Today in Keys History Jan. 15

On this date in 1848, the new Key West Lighthouse was lighted for the first time.

1848: The new Key West Lighthouse on Whitehead Street was lighted for the first time.

1856: William Hackley recorded in his diary. Rose at 6 and walked on the beach, returned home and bathed. At 9:30 a.m. barometer 29.39, thermometer 66.5, wind north northeast 7, clouds 10, with a light drizzle, very ugly weather. Several travelers came down from the Miami River last night and corroborate the Indian news. There were 10 Indians in the party. Yesterday read claims for duty in case of the bark Mary. The case of the ship Ashburton set for today is postponed by consent on account of the absence of the wreckers at the Cay Sal Banks. No particular date agreed upon for trail. Raining all day and cold and raw. At 3:30 p.m. barometer 29.27, thermometer 66.

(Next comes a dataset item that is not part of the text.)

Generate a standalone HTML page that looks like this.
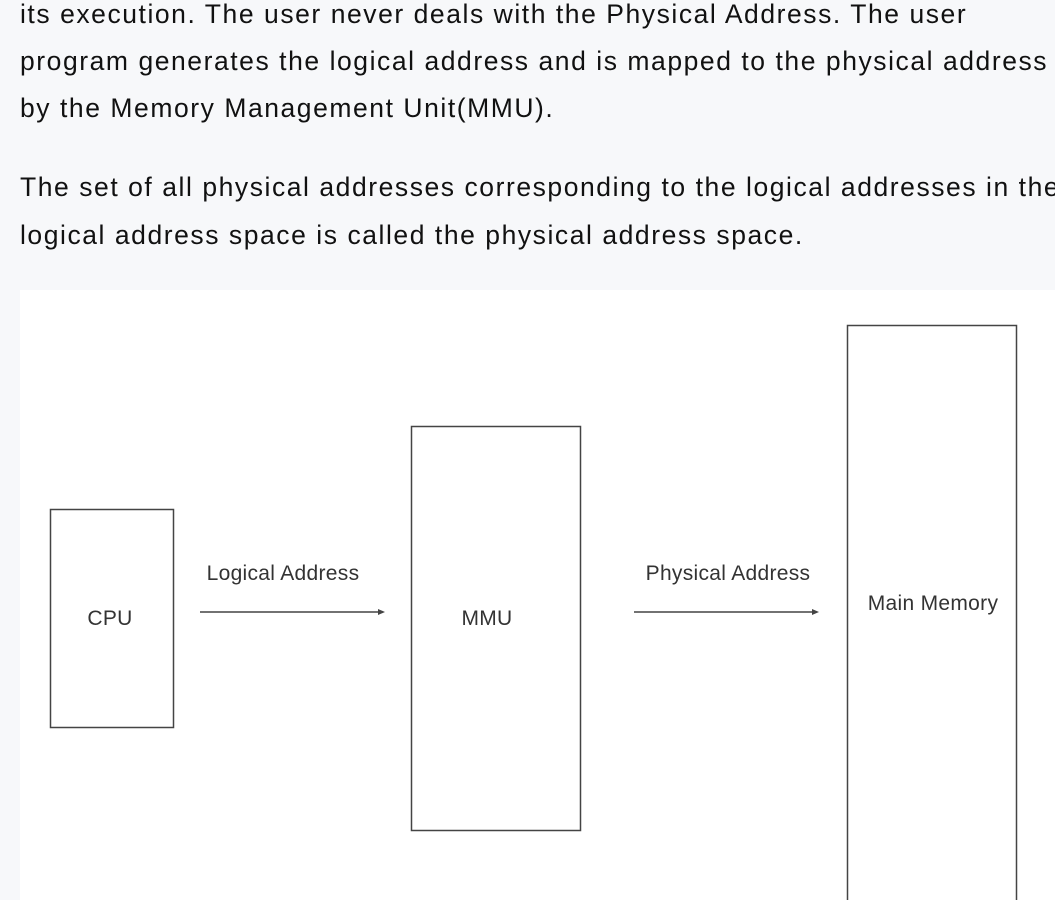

1897: May Johnson recorded in her diary: I arose at 7:40, dressed, did work, had breakfast, went to school, came home, had dinner, did dishes, read, dressed, went to Corinne’s, she, Mattie, Myra and I went down to store, Corrine weighed 154 lbs., I 136 lbs., Mattie 125, Myra 112, from there went to Breakwater, to P.O., I received letters Julia Grillon, Everest and Lizzie Bethel, also a picture taken at Conolly Hotel, Miami, Everest isn’t, spent the evening at Corinne’s, Miriam Weatherford and Henia Semple came there (bless them), spent a pleasant evening, came home with Myra, came to bed.

1902: Some of the leading Black citizens organized a grocery business known as the Mutual Mercantile Company. The officers were: C.F. Dupont, president; Joseph G. Brown, vice-president; Joseph Lang, secretary and James A. Fleming, treasurer.

1935: The first mural for public places painted by artists of the Key West Administration was hung in the Delmonico Restaurant. The mural, by Stanley Wood, remained the property of the administration.

1954: Raymond Cabrera, a 27-year veteran of the Key West Police Department, was named chief by the city commission.

1971: Roger Foster, who admitted he killed charter boat Capt. Douglas Trevor and his son, Edward, off the Marquesas Keys in 1963, was found guilty of second-degree murder.

1993: Julian “Yankee” Kee, 82, known to tourists worldwide for selling shells at the Southernmost Point, died.

1995: John Hersey, who died at 78 on March 24, 1993, was remembered when his home on Windsor Lane was dedicated as U.S. Literary Landmark.